Why the Wagatha Christie trial was always a bad idea for Rebekah Vardy
The model has lost the libel case she brought against Coleen Rooney at huge personal and financial cost
After all is said and done, would it have mattered if it was Rebekah Vardy’s account or not?
Ms Vardy has lost the “Wagatha Christie” libel battle against Coleen Rooney over an infamous social media post, after a High Court judge found on Friday it was “substantially true”.
She now faces a potentially huge legal bill for her unsuccessful claim, and a reputation that has been put through the wringer.
The model had sued Ms Rooney, the wife of former England captain Wayne Rooney, for libel after she claimed Ms Vardy’s Instagram account leaked private information to The Sun.

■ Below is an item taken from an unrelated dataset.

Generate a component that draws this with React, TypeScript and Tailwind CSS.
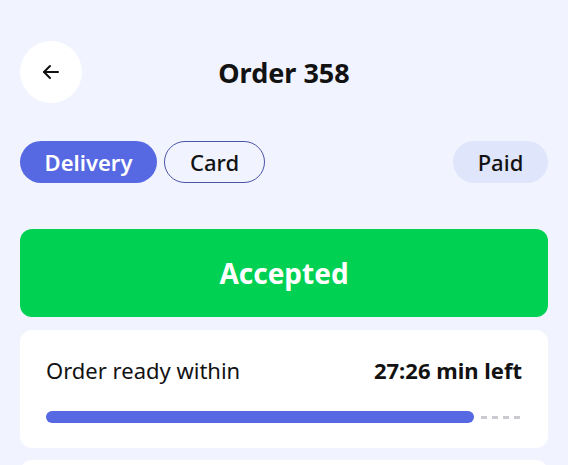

The result: a high profile and expensive trial which looked at whether this was precisely the type of thing Ms Vardy would do.
Regardless of whether she won or lost, the details that emerged during the trial were often ugly.
Observers could be forgiven for thinking she was the defendant in the case, and not Ms Rooney.
On the very first day of the trial in May, Ms Vardy was asked whether she respected other people’s privacy and shortly afterwards about a 2004 interview on an alleged sexual encounter with Peter Andre.
Ms Rooney’s lawyer read the headline out to the High Court: “Peter’s hung like a small chipolata, shaved, slobbery, lasts five minutes.”
After this, the Mysterious Girl singer spoke about how it affected him. “I’ve taken it for 15 years,” he said.
Messages read to court also revealed how she and her agent, Caroline Watt, would discuss leaking - or potentially leaking - information to the press.
This included gossip about her Leicester City striker husband’s teammates. When her agent asked if she wanted to leak it, Ms Vardy opted against this to avoid a trail linking back to her.
Other messages showed Ms Vardy saying she wanted paying for information about a footballer’s arrest. “F*** someone already tipped it,” she later said.
Another exchange showed her agent admit to leaking information from Ms Rooney’s private Instagram.
Ms Vardy insisted it was not “standard practice” to leak information to The Sun through her agent and the comment about wanting financial reward for information was not a “serious comment”.
Other instances painted Ms Vardy as - in Ms Rooney’s words - “fame hungry”.
She was accused of purposefully sitting behind Ms Rooney at a Euro 2016 football match to soak up press attention on the latter - whose husband was England captain at the time.
The court heard how Ms Vardy’s seats were somewhere else and her guests became “abusive” when asked to move.
Mr Rooney also told the court he asked Jamie Vardy to “calm down” his wife during the same tournament over media attention.
The ins and outs of celebrities trying to get themselves - and others - in the news is never going to be pretty.
But while Ms Vardy had her personality and motivations scrutinised, Ms Rooney - or “Wagatha Christie” - was mainly quizzed on how and why she decided Ms Vardy was the culprit.
As Tom Peck, our political sketch writer wrote at the time: “One almost has to pinch oneself each time one remembers that it is Vardy, not Rooney, that has brought us to this point.”